>>>
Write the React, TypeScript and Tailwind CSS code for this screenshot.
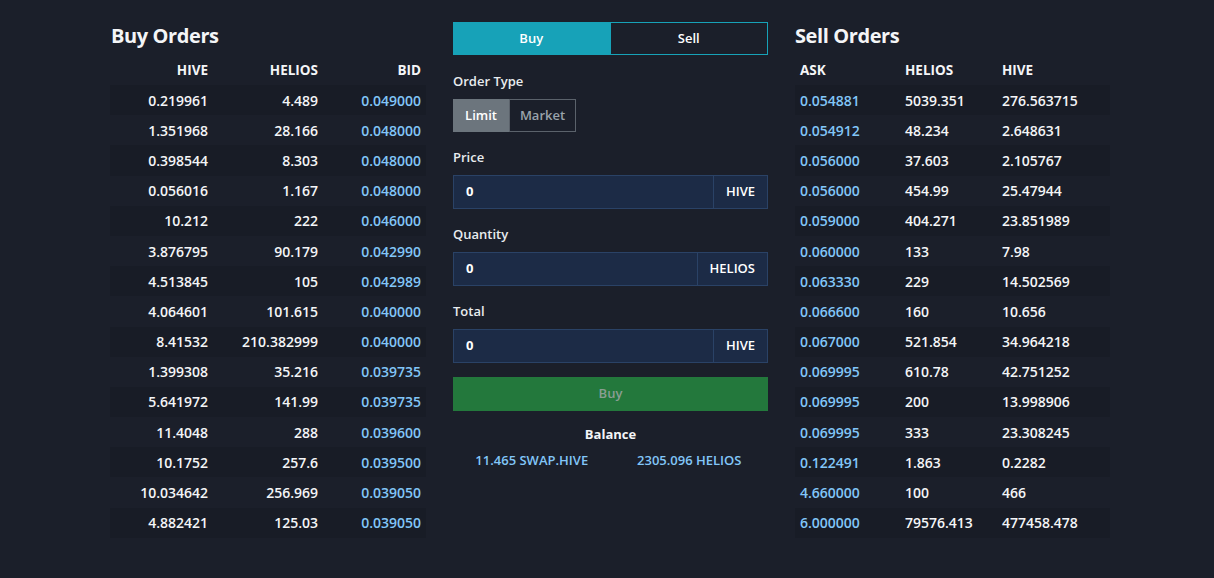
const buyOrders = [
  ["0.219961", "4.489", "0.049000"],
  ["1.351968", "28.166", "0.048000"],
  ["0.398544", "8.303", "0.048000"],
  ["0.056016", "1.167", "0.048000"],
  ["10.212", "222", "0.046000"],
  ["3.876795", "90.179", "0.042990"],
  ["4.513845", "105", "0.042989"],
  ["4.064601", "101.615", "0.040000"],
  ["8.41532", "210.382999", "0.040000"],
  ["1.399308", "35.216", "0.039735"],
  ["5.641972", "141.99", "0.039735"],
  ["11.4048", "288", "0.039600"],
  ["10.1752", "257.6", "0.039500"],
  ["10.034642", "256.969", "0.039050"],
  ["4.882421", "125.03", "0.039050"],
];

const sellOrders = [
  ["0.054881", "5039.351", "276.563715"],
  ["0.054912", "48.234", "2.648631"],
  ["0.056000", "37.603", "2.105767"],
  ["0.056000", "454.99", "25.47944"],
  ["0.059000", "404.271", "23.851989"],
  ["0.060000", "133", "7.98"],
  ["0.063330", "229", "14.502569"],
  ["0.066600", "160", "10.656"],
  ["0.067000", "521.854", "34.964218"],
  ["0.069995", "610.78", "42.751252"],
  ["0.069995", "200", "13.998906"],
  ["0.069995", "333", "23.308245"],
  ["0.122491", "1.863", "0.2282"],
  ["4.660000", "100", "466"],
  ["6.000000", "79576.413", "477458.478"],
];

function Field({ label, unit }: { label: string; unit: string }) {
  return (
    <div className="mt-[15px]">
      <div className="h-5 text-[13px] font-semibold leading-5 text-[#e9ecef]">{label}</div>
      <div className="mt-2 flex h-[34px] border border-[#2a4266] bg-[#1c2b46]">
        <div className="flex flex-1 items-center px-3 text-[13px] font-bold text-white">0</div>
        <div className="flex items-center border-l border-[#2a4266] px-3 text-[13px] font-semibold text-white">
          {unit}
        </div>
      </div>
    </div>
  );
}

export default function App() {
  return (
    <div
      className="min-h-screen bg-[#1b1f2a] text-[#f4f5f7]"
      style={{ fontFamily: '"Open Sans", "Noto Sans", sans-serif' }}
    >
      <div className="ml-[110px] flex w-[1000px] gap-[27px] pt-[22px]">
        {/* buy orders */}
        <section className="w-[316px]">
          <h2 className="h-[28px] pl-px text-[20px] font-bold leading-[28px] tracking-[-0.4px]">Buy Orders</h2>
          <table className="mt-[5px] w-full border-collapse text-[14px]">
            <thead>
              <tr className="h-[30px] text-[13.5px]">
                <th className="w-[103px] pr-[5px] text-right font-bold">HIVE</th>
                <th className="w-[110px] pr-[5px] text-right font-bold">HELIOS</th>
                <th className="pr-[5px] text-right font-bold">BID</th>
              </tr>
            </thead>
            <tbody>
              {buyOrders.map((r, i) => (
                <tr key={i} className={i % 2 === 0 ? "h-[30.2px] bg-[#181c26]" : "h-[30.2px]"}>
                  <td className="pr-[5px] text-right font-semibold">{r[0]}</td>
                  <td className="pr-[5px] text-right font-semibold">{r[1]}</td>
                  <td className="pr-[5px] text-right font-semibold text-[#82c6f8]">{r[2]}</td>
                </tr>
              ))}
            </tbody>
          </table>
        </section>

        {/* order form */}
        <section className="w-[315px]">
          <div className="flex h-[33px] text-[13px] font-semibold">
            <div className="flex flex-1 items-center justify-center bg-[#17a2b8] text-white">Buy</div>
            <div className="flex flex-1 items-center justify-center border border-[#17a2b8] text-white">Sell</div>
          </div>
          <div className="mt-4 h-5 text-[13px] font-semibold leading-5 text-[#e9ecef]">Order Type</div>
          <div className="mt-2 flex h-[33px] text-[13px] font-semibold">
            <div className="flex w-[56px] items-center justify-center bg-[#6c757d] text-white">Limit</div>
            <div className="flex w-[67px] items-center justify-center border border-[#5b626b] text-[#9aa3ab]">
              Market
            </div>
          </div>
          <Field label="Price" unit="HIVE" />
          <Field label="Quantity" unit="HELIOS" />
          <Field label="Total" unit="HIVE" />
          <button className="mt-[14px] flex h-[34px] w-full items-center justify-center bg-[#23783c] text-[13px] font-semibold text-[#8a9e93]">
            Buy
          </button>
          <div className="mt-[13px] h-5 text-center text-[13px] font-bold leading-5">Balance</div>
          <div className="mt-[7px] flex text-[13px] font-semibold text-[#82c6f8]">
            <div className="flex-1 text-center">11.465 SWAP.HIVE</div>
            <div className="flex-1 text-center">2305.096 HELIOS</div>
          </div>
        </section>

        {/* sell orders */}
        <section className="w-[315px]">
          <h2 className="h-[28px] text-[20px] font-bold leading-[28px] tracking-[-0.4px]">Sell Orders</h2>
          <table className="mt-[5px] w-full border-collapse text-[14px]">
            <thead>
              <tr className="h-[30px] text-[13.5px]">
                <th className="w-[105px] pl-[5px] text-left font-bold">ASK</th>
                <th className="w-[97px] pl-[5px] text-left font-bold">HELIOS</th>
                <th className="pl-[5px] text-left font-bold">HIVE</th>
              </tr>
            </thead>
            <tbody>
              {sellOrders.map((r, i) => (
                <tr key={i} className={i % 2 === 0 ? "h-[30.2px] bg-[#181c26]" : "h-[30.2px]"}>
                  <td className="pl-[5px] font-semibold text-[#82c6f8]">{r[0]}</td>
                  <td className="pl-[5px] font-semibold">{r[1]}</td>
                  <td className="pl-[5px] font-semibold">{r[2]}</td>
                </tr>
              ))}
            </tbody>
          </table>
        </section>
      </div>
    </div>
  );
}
<<<
*Requirement*
Copy all the lines of data exactly as they appear, dropping any images.

*Reply to the exercise*
Write the React, TypeScript and Tailwind CSS code for this screenshot.
const buyOrders = [
  ["0.219961", "4.489", "0.049000"],
  ["1.351968", "28.166", "0.048000"],
  ["0.398544", "8.303", "0.048000"],
  ["0.056016", "1.167", "0.048000"],
  ["10.212", "222", "0.046000"],
  ["3.876795", "90.179", "0.042990"],
  ["4.513845", "105", "0.042989"],
  ["4.064601", "101.615", "0.040000"],
  ["8.41532", "210.382999", "0.040000"],
  ["1.399308", "35.216", "0.039735"],
  ["5.641972", "141.99", "0.039735"],
  ["11.4048", "288", "0.039600"],
  ["10.1752", "257.6", "0.039500"],
  ["10.034642", "256.969", "0.039050"],
  ["4.882421", "125.03", "0.039050"],
];

const sellOrders = [
  ["0.054881", "5039.351", "276.563715"],
  ["0.054912", "48.234", "2.648631"],
  ["0.056000", "37.603", "2.105767"],
  ["0.056000", "454.99", "25.47944"],
  ["0.059000", "404.271", "23.851989"],
  ["0.060000", "133", "7.98"],
  ["0.063330", "229", "14.502569"],
  ["0.066600", "160", "10.656"],
  ["0.067000", "521.854", "34.964218"],
  ["0.069995", "610.78", "42.751252"],
  ["0.069995", "200", "13.998906"],
  ["0.069995", "333", "23.308245"],
  ["0.122491", "1.863", "0.2282"],
  ["4.660000", "100", "466"],
  ["6.000000", "79576.413", "477458.478"],
];

function Field({ label, unit }: { label: string; unit: string }) {
  return (
    <div className="mt-[15px]">
      <div className="h-5 text-[13px] font-semibold leading-5 text-[#e9ecef]">{label}</div>
      <div className="mt-2 flex h-[34px] border border-[#2a4266] bg-[#1c2b46]">
        <div className="flex flex-1 items-center px-3 text-[13px] font-bold text-white">0</div>
        <div className="flex items-center border-l border-[#2a4266] px-3 text-[13px] font-semibold text-white">
          {unit}
        </div>
      </div>
    </div>
  );
}

export default function App() {
  return (
    <div
      className="min-h-screen bg-[#1b1f2a] text-[#f4f5f7]"
      style={{ fontFamily: '"Open Sans", "Noto Sans", sans-serif' }}
    >
      <div className="ml-[110px] flex w-[1000px] gap-[27px] pt-[22px]">
        {/* buy orders */}
        <section className="w-[316px]">
          <h2 className="h-[28px] pl-px text-[20px] font-bold leading-[28px] tracking-[-0.4px]">Buy Orders</h2>
          <table className="mt-[5px] w-full border-collapse text-[14px]">
            <thead>
              <tr className="h-[30px] text-[13.5px]">
                <th className="w-[103px] pr-[5px] text-right font-bold">HIVE</th>
                <th className="w-[110px] pr-[5px] text-right font-bold">HELIOS</th>
                <th className="pr-[5px] text-right font-bold">BID</th>
              </tr>
            </thead>
            <tbody>
              {buyOrders.map((r, i) => (
                <tr key={i} className={i % 2 === 0 ? "h-[30.2px] bg-[#181c26]" : "h-[30.2px]"}>
                  <td className="pr-[5px] text-right font-semibold">{r[0]}</td>
                  <td className="pr-[5px] text-right font-semibold">{r[1]}</td>
                  <td className="pr-[5px] text-right font-semibold text-[#82c6f8]">{r[2]}</td>
                </tr>
              ))}
            </tbody>
          </table>
        </section>

        {/* order form */}
        <section className="w-[315px]">
          <div className="flex h-[33px] text-[13px] font-semibold">
            <div className="flex flex-1 items-center justify-center bg-[#17a2b8] text-white">Buy</div>
            <div className="flex flex-1 items-center justify-center border border-[#17a2b8] text-white">Sell</div>
          </div>
          <div className="mt-4 h-5 text-[13px] font-semibold leading-5 text-[#e9ecef]">Order Type</div>
          <div className="mt-2 flex h-[33px] text-[13px] font-semibold">
            <div className="flex w-[56px] items-center justify-center bg-[#6c757d] text-white">Limit</div>
            <div className="flex w-[67px] items-center justify-center border border-[#5b626b] text-[#9aa3ab]">
              Market
            </div>
          </div>
          <Field label="Price" unit="HIVE" />
          <Field label="Quantity" unit="HELIOS" />
          <Field label="Total" unit="HIVE" />
          <button className="mt-[14px] flex h-[34px] w-full items-center justify-center bg-[#23783c] text-[13px] font-semibold text-[#8a9e93]">
            Buy
          </button>
          <div className="mt-[13px] h-5 text-center text-[13px] font-bold leading-5">Balance</div>
          <div className="mt-[7px] flex text-[13px] font-semibold text-[#82c6f8]">
            <div className="flex-1 text-center">11.465 SWAP.HIVE</div>
            <div className="flex-1 text-center">2305.096 HELIOS</div>
          </div>
        </section>

        {/* sell orders */}
        <section className="w-[315px]">
          <h2 className="h-[28px] text-[20px] font-bold leading-[28px] tracking-[-0.4px]">Sell Orders</h2>
          <table className="mt-[5px] w-full border-collapse text-[14px]">
            <thead>
              <tr className="h-[30px] text-[13.5px]">
                <th className="w-[105px] pl-[5px] text-left font-bold">ASK</th>
                <th className="w-[97px] pl-[5px] text-left font-bold">HELIOS</th>
                <th className="pl-[5px] text-left font-bold">HIVE</th>
              </tr>
            </thead>
            <tbody>
              {sellOrders.map((r, i) => (
                <tr key={i} className={i % 2 === 0 ? "h-[30.2px] bg-[#181c26]" : "h-[30.2px]"}>
                  <td className="pl-[5px] font-semibold text-[#82c6f8]">{r[0]}</td>
                  <td className="pl-[5px] font-semibold">{r[1]}</td>
                  <td className="pl-[5px] font-semibold">{r[2]}</td>
                </tr>
              ))}
            </tbody>
          </table>
        </section>
      </div>
    </div>
  );
}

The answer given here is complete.